Don’t worry about your garage organizational system until you’ve decluttered and cleaned and know what you have.

Prioritize easy access to your most frequently used items. You may need to rotate seasonal items to keep them in easy reach. Plant fertilizer needs a low shelf in the spring and summer, but that spot might be more beneficial for ice melt or sidewalk sand in the winter.

Use the vertical space on your garage walls.  Pegboards are an easy way to keep hand tools readily available while hooks can keep brooms, shovels and electrical cords organized.  Use shelving for bins rather than stacking bins to keep everything easily accessible. 

Consider a cart with wheels for more oversized items you may not want to lift onto a shelf. Not only does it make it easier to move to clean around, but it’s also the easiest way to move it to where you need it. Think of the jumbo bag of potting soil or dog food your kids can’t lift.

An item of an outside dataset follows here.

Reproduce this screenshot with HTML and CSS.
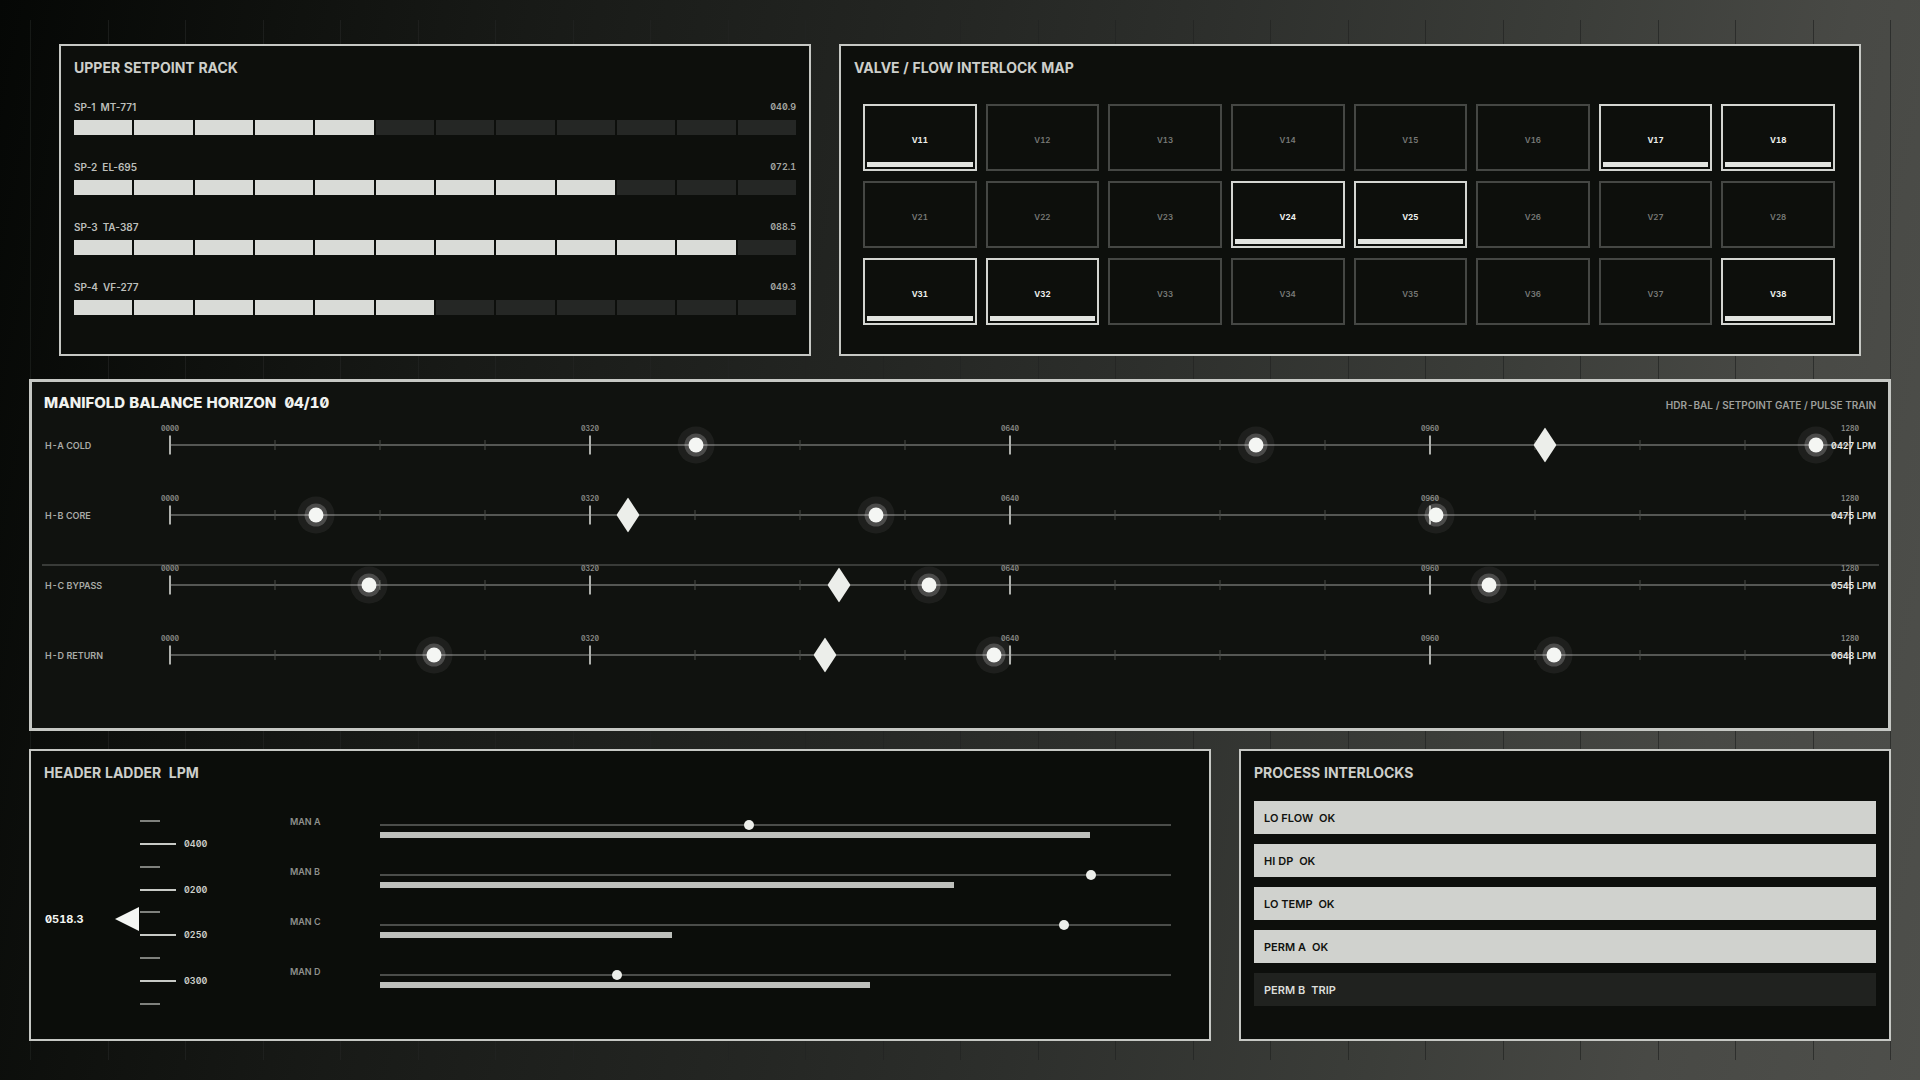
FILE: index.html
```html
<!DOCTYPE html>
<html lang="en">
<head>
<meta charset="utf-8">
<title>Manifold Balance Horizon</title>
<link rel="stylesheet" href="styles.css">
</head>
<body>
<div class="backdrop" aria-hidden="true"><i></i><i></i><i></i><i></i><i></i><i></i><i></i><i></i><i></i><i></i><i></i><i></i><i></i><i></i><i></i><i></i><i></i><i></i><i></i><i></i><i></i><i></i><i></i><i></i></div>
<main class="board">
  <div class="row row-upper">
    <section class="panel">
      <h2 class="title">UPPER SETPOINT RACK</h2>
      <div class="rack" id="rack"></div>
    </section>
    <section class="panel">
      <h2 class="title">VALVE / FLOW INTERLOCK MAP</h2>
      <ul class="valves" id="valves"></ul>
    </section>
  </div>

  <section class="panel horizon">
    <header class="horizon-head">
      <h1 class="title title-main">MANIFOLD BALANCE HORIZON  04/10</h1>
      <p class="subtitle">HDR-BAL / SETPOINT GATE / PULSE TRAIN</p>
    </header>
    <div id="lanes"></div>
  </section>

  <div class="row row-lower">
    <section class="panel panel-deep">
      <h2 class="title">HEADER LADDER  LPM</h2>
      <div class="ladder">
        <div class="reading"><strong>0518.3</strong>
          <svg class="pointer" viewBox="0 0 24 24" aria-hidden="true"><path d="M0 12 24 0v24z"/></svg>
        </div>
        <ol class="scale">
          <li></li>
          <li class="major">0400</li>
          <li></li>
          <li class="major">0200</li>
          <li></li>
          <li class="major">0250</li>
          <li></li>
          <li class="major">0300</li>
          <li></li>
        </ol>
        <div class="manifolds" id="manifolds"></div>
      </div>
    </section>
    <section class="panel">
      <h2 class="title">PROCESS INTERLOCKS</h2>
      <ul class="interlocks">
        <li>LO FLOW  OK</li>
        <li>HI DP  OK</li>
        <li>LO TEMP  OK</li>
        <li>PERM A  OK</li>
        <li class="trip">PERM B  TRIP</li>
      </ul>
    </section>
  </div>
</main>
<script src="board.js"></script>
</body>
</html>
```
FILE: styles.css
```css
* { box-sizing: border-box; }

body {
  margin: 0;
  min-height: 100vh;
  position: relative;
  background: linear-gradient(101deg, #050705 0%, #0f110e 13%, #181a17 25%, #252724 46%, #2d2f2c 57%, #3b3d39 74%, #484945 87%, #4e4f4b 100%);
  color: #cdcfcb;
  font: 600 9px/12px Inter, "Liberation Sans", sans-serif;
  font-feature-settings: "zero", "tnum";
}

h1, h2, p, ul, ol { margin: 0; padding: 0; }
ul, ol { list-style: none; }

/* faint vertical rules behind the panels */
.backdrop {
  position: absolute;
  inset: 20px 29px 20px 30px;
  display: flex;
  border-left: 1px solid rgba(34, 36, 34, .6);
}
.backdrop i { flex: 1; border-right: 1px solid rgba(34, 36, 34, .7); }

.board {
  position: relative;
  display: flex;
  flex-direction: column;
  padding: 44px 29px 39px;
}

.row { display: grid; gap: 28px; }
.row-upper { grid-template-columns: 752fr 1022fr; margin: 0 30px 23px; }
.row-lower { grid-template-columns: 1182fr 652fr; margin-top: 18px; }

.panel {
  border: 2px solid #c6c8c4;
  background: #0d0f0c;
  padding: 13px 13px 12px;
}
.panel-deep { background: #0b0d0a; }

.title {
  font-size: 14px;
  line-height: 18px;
  font-weight: 700;
  white-space: pre;
}

/* setpoint rack */
.rack { display: grid; gap: 26px; padding: 24px 0 27px; }
.setpoint { display: grid; gap: 7px; }
.setpoint-head { display: flex; justify-content: space-between; color: #a5a7a3; }
.setpoint-name { font-size: 10px; color: #bdbfbb; font-feature-settings: normal; white-space: pre; }
.segments { display: flex; gap: 2px; height: 15px; }
.segments i { flex: 1; background: #252725; }
.segments .on { background: #d9dbd7; }

/* valve map */
.valves {
  display: grid;
  grid-template-columns: repeat(8, 1fr);
  gap: 10px 9px;
  padding: 27px 11px 17px 9px;
}
.valves li {
  display: flex;
  flex-direction: column;
  justify-content: space-between;
  height: 67px;
  padding: 28px 2px 2px;
  border: 2px solid #454744;
  color: #7a7c79;
  font-size: 8px;
  text-align: center;
}
.valves .open { border-color: #d3d5d1; color: #eef0ed; font-weight: 700; }
.valves .open::after { content: ""; height: 5px; background: #e2e4e0; }

/* balance horizon */
.horizon { border-width: 3px; background: #10120f; padding: 13px 12px 38px; }
.horizon-head { display: flex; justify-content: space-between; align-items: center; height: 15px; }
.title-main { font-size: 15px; font-weight: 800; color: #f0f2ef; }
.subtitle { font-size: 10px; color: #9d9f9b; padding-top: 4px; }

.lane {
  position: relative;
  display: grid;
  grid-template-columns: 126px 1fr;
  align-items: center;
  height: 70px;
  padding-right: 26px;
}
.lane-name { color: #a9aba7; padding: 2px 0 0 1px; }
.lane-value { position: absolute; right: 0; top: 30px; color: #e8eae6; }
.lane.split::before {
  content: "";
  position: absolute;
  inset: 14px -3px auto -2px;
  height: 2px;
  background: #393b38;
}
.track { position: relative; height: 2px; background: #555754; }
.track > * { position: absolute; top: 1px; transform: translate(-50%, -50%); }
.tick { width: 1px; height: 10px; background: #4a4c49; }
.tick.major { width: 2px; height: 19px; background: #aeb0ac; }
.track .tick-label { top: -15px; font-size: 7px; line-height: 8px; color: #8b8d89; }
.pulse {
  width: 15px;
  height: 15px;
  border-radius: 50%;
  background: #f4f6f3;
  box-shadow: 0 0 0 4px rgba(255, 255, 255, .2), 0 0 0 11px rgba(255, 255, 255, .06);
}
.gate { width: 23px; height: 35px; fill: #eceeea; }

/* header ladder */
.ladder {
  display: grid;
  grid-template-columns: 96px 150px 1fr;
  align-items: start;
  padding: 28px 25px 12px 0;
}
.reading { display: flex; justify-content: space-between; align-items: center; padding: 97px 1px 0; color: #f4f6f3; font-size: 11px; }
.reading strong { font-weight: 700; }
.pointer { width: 24px; height: 24px; fill: #f4f6f3; }
.scale { display: grid; grid-template-rows: repeat(9, 1fr); height: 205px; }
.scale li { display: flex; align-items: center; gap: 8px; color: #cdcfcb; }
.scale li::before { content: ""; width: 20px; height: 2px; background: #7f817d; }
.scale .major::before { width: 36px; background: #c8cac6; }
.manifolds { display: grid; gap: 28px; padding-top: 6px; }
.manifold { display: grid; grid-template-columns: 90px 1fr; height: 22px; color: #8f918d; }
.meter { padding-top: 8px; }
.meter-line { position: relative; height: 2px; background: #4b4d4a; }
.meter-dot {
  position: absolute;
  top: -4px;
  width: 10px;
  height: 10px;
  margin-left: -5px;
  border-radius: 50%;
  background: #eceeea;
}
.meter-bar { height: 6px; margin-top: 6px; background: #bdbfbb; }

/* interlocks */
.interlocks { display: grid; gap: 10px; padding: 19px 0 21px; }
.interlocks li {
  height: 33px;
  padding: 2px 10px 0;
  background: #d0d2ce;
  color: #10120f;
  font-size: 11px;
  line-height: 31px;
  white-space: pre;
}
.interlocks .trip { background: #20221f; color: #dcdeda; }
```
FILE: board.js
```js
const fill = (id, items, render) => {
  document.getElementById(id).innerHTML = items.map(render).join("");
};

fill("rack", [
  ["SP-1  MT-771", "040.9", 5],
  ["SP-2  EL-695", "072.1", 9],
  ["SP-3  TA-387", "088.5", 11],
  ["SP-4  VF-277", "049.3", 6]
], ([name, value, lit]) => `<div class="setpoint">
  <div class="setpoint-head"><span class="setpoint-name">${name}</span><span>${value}</span></div>
  <div class="segments">${Array.from({ length: 12 }, (_, i) => `<i${i < lit ? ' class="on"' : ""}></i>`).join("")}</div>
</div>`);

const open = ["V11", "V17", "V18", "V24", "V25", "V31", "V32", "V38"];
const valves = [1, 2, 3].flatMap(r => [1, 2, 3, 4, 5, 6, 7, 8].map(c => `V${r}${c}`));
fill("valves", valves, v => `<li${open.includes(v) ? ' class="open"' : ""}>${v}</li>`);

const ticks = Array.from({ length: 17 }, (_, i) => {
  const at = `style="left:${i * 6.25}%"`;
  if (i % 4) return `<i class="tick" ${at}></i>`;
  return `<i class="tick major" ${at}></i><span class="tick-label" ${at}>${String(i * 80).padStart(4, "0")}</span>`;
}).join("");

fill("lanes", [
  ["H-A COLD", "0427 LPM", 31.33, 81.83],
  ["H-B CORE", "0475 LPM", 8.71, 27.28],
  ["H-C BYPASS", "0545 LPM", 11.83, 39.8],
  ["H-D RETURN", "0648 LPM", 15.7, 39]
], ([name, value, pulse, gate], i) => `<div class="lane${i === 2 ? " split" : ""}">
  <span class="lane-name">${name}</span>
  <div class="track">${ticks}
    ${[0, 1, 2].map(n => `<i class="pulse" style="left:${pulse + n * 33.333}%"></i>`).join("")}
    <svg class="gate" style="left:${gate}%" viewBox="0 0 23 35" aria-hidden="true"><path d="M11.5 0 23 17.5 11.5 35 0 17.5z"/></svg>
  </div>
  <span class="lane-value">${value}</span>
</div>`);

fill("manifolds", [
  ["MAN A", 46.6, 89.7],
  ["MAN B", 89.9, 72.6],
  ["MAN C", 86.5, 36.9],
  ["MAN D", 30, 61.9]
], ([name, dot, bar]) => `<div class="manifold">
  <span>${name}</span>
  <div class="meter">
    <div class="meter-line"><i class="meter-dot" style="left:${dot}%"></i></div>
    <div class="meter-bar" style="width:${bar}%"></div>
  </div>
</div>`);
```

Open the plastic bins and boxes as you go through the garage. You may think you know what is in that bin, but it is important to look through it to make sure it is not damaged by heat/cold, humidity, or pests. (I can’t be the only one who has opened a box and found something else inside I thought was long gone.)

Plastic storage bins are better than cardboard boxes. They will withstand heat and humidity and keep the dust off your belongings.

Group items by category to make it easy to find what you need. If you have a locking cabinet, this is the best way to store chemicals, as they can be a safety hazard with small kids. Keeping all kids’ toys, especially smaller items, makes it simpler for them to find and put away.

ropes, and brooms in a dark garage

Cleaning and Organizing Your Garage Makes Life Easier.

Your garage can be a clutter-free space. Follow the same rules as you do inside your home—declutter/remove, clean, and organize. This is hard work, but once you eliminate the unused items and implement some simple garage organization ideas, maintenance won’t take much time. This is one of those things your future self will thank you for.